Ideal Budget: $500,000. Your Budget: $188.73. Creating Cult Classic Sci-Fi Movie Phobe? Priceless.
The 1994 sci-fi movie Phobe was released into the world via Canadian public broadcasting, which used the low-budget sci-fi nerdiness in between shows to fill empty time slots. Writer and director Erica Benedikty, from Niagara Falls, Canada, was in negotiations to shoot a 16mm feature film with an ideal budget of $500,000 when the deal fell through, leaving the cast and crew of this little sci-fi horror film that could with a budget of approximately $250 Canadian, or $189 in US dollars. And, thanks to EW, we’ve got the story behind this cult sci-fi classic.
According to Benedikty, “I rewrote the script with a budget of $250 taken into account. But that $250 doesn’t account for the equipment that was used. If we had to actually rent all this gear, it might have actually cost $5,000-$10,000.” She adds that different businesses were more than willing to help out, and donated everything from contract lenses to a crane for some of the shots. “The $250 was really just some plaster of Paris, and some paint, and a couple of pyro effects — things like that.”
It wasn’t until emails from fans started trickling in that Benedikty realized her film had a following, let alone fans in the first place. From dedicated film study groups to confused viewers wondering why there were aliens on the public broadcasting channel, Benedikty was ecstatic to realize her film’s reception was overall positive.
Screening at the Toronto International Film Festival?
So over 20 years later, when the Toronto Laserblast Film Society called Benedikty asking to premiere her movie at their inaugural WTF festival portion of the 2015 Toronto International Film Festival, she was thrilled. After touching up the movie, adding a few things and cleaning it up, she and Phobe flew to Toronto to experience what may be the best (or the worst) part of the film-making process: the audience’s reaction.
According to Benedikty, “Airing it in a theater was really a unique experience. On TV, you don’t get to see what the audience’s reaction is like, it just aired, and it went out into this void, and you never know what happened. But when you’re sitting there in a theater, you’re with an audience when they’re watching the movie, and they’re clapping, and they’re cheering, and laughing. It was like, ‘Wow!’ It’s amazing to see that people are enjoying it and being entertained. So, that was really awesome to be a part of.”
Severin Brings Cult Sci-Fi Movie Phobe to DVD
After Phobe’s cinematic revival at the film festival, the cult classic’s fan base exploded past the frozen mountain ranges of Canada and into the rest of the world.
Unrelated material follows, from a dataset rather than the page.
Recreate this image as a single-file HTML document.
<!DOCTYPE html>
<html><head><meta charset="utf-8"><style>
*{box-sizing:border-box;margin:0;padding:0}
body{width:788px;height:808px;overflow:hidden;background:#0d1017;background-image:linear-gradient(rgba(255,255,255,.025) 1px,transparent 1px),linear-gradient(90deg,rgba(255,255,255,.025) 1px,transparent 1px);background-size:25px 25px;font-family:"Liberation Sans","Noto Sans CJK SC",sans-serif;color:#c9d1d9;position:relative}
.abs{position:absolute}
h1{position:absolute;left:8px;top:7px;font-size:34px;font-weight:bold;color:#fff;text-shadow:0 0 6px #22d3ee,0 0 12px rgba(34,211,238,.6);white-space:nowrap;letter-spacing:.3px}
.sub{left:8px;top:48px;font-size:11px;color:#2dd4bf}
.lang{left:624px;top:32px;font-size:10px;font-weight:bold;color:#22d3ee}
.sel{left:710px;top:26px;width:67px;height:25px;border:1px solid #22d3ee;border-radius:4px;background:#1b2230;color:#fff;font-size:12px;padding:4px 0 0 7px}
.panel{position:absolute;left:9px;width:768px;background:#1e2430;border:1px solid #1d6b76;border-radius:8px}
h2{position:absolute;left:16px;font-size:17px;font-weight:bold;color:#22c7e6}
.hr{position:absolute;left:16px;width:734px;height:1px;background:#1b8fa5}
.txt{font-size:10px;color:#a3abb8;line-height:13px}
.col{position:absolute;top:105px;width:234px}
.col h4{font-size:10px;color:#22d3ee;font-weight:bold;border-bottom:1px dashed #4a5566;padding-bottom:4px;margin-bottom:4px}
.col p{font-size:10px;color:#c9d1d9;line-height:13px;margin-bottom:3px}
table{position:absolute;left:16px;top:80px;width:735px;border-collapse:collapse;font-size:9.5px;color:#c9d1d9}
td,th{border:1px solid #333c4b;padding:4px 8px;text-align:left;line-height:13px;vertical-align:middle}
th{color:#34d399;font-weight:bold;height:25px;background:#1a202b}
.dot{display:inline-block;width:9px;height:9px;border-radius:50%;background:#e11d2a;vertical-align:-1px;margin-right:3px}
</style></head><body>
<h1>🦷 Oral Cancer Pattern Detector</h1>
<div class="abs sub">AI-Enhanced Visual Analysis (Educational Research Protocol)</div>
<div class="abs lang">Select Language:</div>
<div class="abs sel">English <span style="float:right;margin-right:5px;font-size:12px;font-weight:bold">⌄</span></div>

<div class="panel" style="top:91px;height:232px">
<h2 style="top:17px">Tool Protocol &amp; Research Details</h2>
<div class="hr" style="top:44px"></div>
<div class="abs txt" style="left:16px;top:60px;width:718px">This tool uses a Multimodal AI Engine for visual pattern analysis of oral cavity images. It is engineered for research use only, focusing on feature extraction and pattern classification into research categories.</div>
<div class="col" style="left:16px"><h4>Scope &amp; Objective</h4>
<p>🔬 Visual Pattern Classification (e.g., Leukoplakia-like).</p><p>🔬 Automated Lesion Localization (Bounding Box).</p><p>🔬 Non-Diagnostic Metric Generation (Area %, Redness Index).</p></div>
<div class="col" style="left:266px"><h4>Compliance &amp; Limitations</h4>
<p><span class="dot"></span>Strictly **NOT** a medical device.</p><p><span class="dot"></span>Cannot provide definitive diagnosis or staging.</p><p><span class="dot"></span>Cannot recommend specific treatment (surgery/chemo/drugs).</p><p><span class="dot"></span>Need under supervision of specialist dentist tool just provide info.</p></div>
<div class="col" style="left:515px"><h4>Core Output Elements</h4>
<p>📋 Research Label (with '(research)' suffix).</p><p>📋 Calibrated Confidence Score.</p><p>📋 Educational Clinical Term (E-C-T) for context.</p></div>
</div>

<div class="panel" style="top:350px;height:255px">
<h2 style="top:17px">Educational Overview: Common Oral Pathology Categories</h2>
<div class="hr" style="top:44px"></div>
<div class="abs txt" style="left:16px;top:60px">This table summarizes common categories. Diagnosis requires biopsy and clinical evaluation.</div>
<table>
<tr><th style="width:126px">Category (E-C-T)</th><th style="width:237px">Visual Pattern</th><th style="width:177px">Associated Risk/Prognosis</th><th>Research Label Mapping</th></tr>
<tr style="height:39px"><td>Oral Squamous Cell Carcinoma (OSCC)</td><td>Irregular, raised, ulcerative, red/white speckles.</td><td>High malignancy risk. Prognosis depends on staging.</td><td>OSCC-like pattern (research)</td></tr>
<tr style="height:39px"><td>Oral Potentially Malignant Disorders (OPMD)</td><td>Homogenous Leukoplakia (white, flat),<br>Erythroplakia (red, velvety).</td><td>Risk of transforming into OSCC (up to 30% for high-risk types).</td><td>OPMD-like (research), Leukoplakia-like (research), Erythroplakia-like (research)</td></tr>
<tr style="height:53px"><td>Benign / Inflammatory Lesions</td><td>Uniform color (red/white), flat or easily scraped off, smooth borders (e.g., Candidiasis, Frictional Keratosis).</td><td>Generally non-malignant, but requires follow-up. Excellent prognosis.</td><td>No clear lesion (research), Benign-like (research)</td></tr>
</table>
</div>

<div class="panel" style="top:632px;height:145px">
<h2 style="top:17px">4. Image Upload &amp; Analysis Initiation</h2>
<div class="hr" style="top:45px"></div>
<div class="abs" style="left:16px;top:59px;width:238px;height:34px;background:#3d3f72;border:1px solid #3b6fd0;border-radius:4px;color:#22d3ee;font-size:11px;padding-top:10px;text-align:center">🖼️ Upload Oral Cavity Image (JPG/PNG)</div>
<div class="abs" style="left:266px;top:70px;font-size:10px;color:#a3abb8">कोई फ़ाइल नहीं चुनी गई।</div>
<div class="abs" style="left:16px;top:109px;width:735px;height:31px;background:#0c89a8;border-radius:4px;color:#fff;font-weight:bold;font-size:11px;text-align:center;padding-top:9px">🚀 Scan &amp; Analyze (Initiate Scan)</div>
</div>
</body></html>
Due to that popularity, Severin Films, a horror / exploitation film production company (the “foremost studio dedicated to rescuing, restoring and releasing the most controversial and provocative features from around the world”) took a special interest in the ultra-low-budget film and decided to release it to the public on DVD.
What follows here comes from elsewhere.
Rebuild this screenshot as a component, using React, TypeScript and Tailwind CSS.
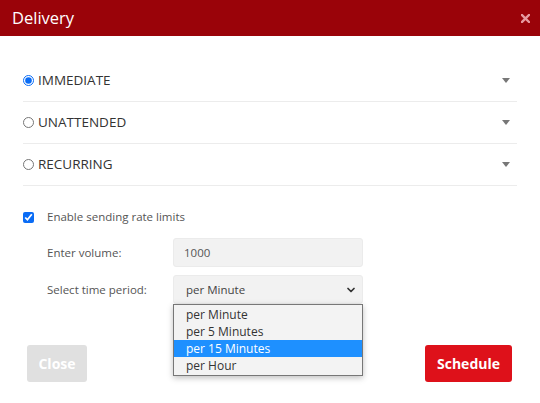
import React from 'react';
import { ChevronDown } from 'lucide-react';

const options = ['per Minute', 'per 5 Minutes', 'per 15 Minutes', 'per Hour'];

function Caret() {
    return (
        <svg width="8" height="6" viewBox="0 0 8 6" className="mr-[7px]">
            <path d="M0 0 H8 L4 5 Z" fill="#777" />
        </svg>
    );
}

function DeliveryRow({ label, checked }: { label: string; checked?: boolean }) {
    return (
        <div className="flex items-center justify-between h-[42px] border-b border-[#ececec]">
            <label className="flex items-center text-[13.5px] text-[#333]">
                <input
                    type="radio"
                    name="delivery"
                    defaultChecked={checked}
                    className="w-[11px] h-[11px] m-0 mr-[4px] accent-[#0a6cf5]"
                />
                {label}
            </label>
            <Caret />
        </div>
    );
}

export default function App() {
    return (
        <div className="w-[540px] h-[403px] bg-white font-['Open_Sans',sans-serif] flex flex-col">
            {/* Header */}
            <div className="h-[36px] bg-[#9a0309] flex items-center justify-between pl-[12px] pr-[10px]">
                <h2 className="text-[16.5px] text-white leading-none">Delivery</h2>
                <svg width="9" height="9" viewBox="0 0 9 9">
                    <path d="M1 1 L8 8 M8 1 L1 8" stroke="#e69aa0" strokeWidth="2.4" strokeLinecap="square" />
                </svg>
            </div>

            {/* Options */}
            <div className="px-[23px] pt-[24px]">
                <DeliveryRow label="IMMEDIATE" checked />
                <DeliveryRow label="UNATTENDED" />
                <DeliveryRow label="RECURRING" />
            </div>

            {/* Rate limits */}
            <div className="px-[23px] pt-[24px]">
                <label className="flex items-center text-[11.5px] text-[#555] h-[14px]">
                    <input type="checkbox" defaultChecked className="w-[11px] h-[11px] m-0 mr-[13px] accent-[#0a6cf5]" />
                    Enable sending rate limits
                </label>

                <div className="pl-[24px] mt-[14px] space-y-[8px]">
                    <div className="flex items-center">
                        <span className="w-[126px] text-[11.5px] text-[#555]">Enter volume:</span>
                        <div className="w-[190px] h-[29px] bg-[#f2f2f2] border border-[#ebebeb] rounded-[3px] flex items-center px-[10px] text-[11.5px] text-[#555]">
                            1000
                        </div>
                    </div>
                    <div className="flex items-center relative">
                        <span className="w-[126px] text-[11.5px] text-[#555]">Select time period:</span>
                        <div className="relative">
                            <div className="w-[190px] h-[29px] bg-[#f2f2f2] border border-[#ebebeb] rounded-[3px] flex items-center justify-between pl-[12px] pr-[5px] text-[11.5px] text-[#444]">
                                per Minute
                                <ChevronDown size={12} strokeWidth={3.5} color="#333" />
                            </div>
                            <div className="absolute left-0 top-[29px] w-[190px] bg-[#f3f3f3] border border-[#777] shadow-[0_2px_6px_rgba(0,0,0,0.25)] py-[1px] z-10">
                                {options.map((o) => (
                                    <div
                                        key={o}
                                        className={
                                            o === 'per 15 Minutes'
                                                ? 'h-[17px] flex items-center px-[12px] text-[12px] bg-[#1e90ff] text-white'
                                                : 'h-[17px] flex items-center px-[12px] text-[12px] text-[#333]'
                                        }
                                    >
                                        {o}
                                    </div>
                                ))}
                            </div>
                        </div>
                    </div>
                </div>
            </div>

            {/* Footer */}
            <div className="flex justify-between pl-[27px] pr-[28px] mt-[41px]">
                <button className="w-[60px] h-[37px] bg-[#e0e0e0] text-white font-bold text-[14px] rounded-[3px]">Close</button>
                <button className="w-[87px] h-[37px] bg-[#de111a] text-white font-bold text-[14px] rounded-[3px]">Schedule</button>
            </div>
        </div>
    );
}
Today, in fact, That’s right, you can enjoy it now. In addition to the fully remastered cult classic, the DVD release will come with outtakes, Q&A’s, a making-of featurette, and more.
Terminator + Predator + Lots of Mullets = Phobe
Phobe (or more accurately, Phobe: The Xenophobic Experiments) tells the story of an average high school girl, Jennifer (played by Tina Dumoulin), who picks up a strange looking rock, not knowing that it is, in fact, an alien egg with a detective hot on its trail. Sgt. Gregory Dapp, our mullet-sporting hero played by John Rubick, is an alien military officer hunting down the egg, and the alien monster experiment-gone-wrong that laid it. The dangerous alien monster, called a Phobe, is a result of a science project called the Xenophobic Experiment. And the phobe is now wreaking havoc throughout the previously peaceful Canadian countryside. If the Canadian public wasn’t xenophobic toward aliens, they sure are now after Phobe slashed a path through sleepy little Ontario.
Still not convinced? Take a look at the trailer for the cult sci-fi movie Phobe, complete with the epic Inception trailer music:
Oh, and if you’re curious what Benedikty is up to next, she recently shared that information in a Daily Grind House interview. According to Benedikty, “Now with the revival of Phobe it’s inspired me to work on new ideas and scripts, as I mentioned I wrote a 123-page sequel already and I’ve just started a different script. I’m hoping that I may trying working on another project soon as I’m having a lot of fun just writing scripts in my spare time. Who knows, maybe soon we will see Phobe II in theaters.”
Phobe II? In theaters? We can only hope.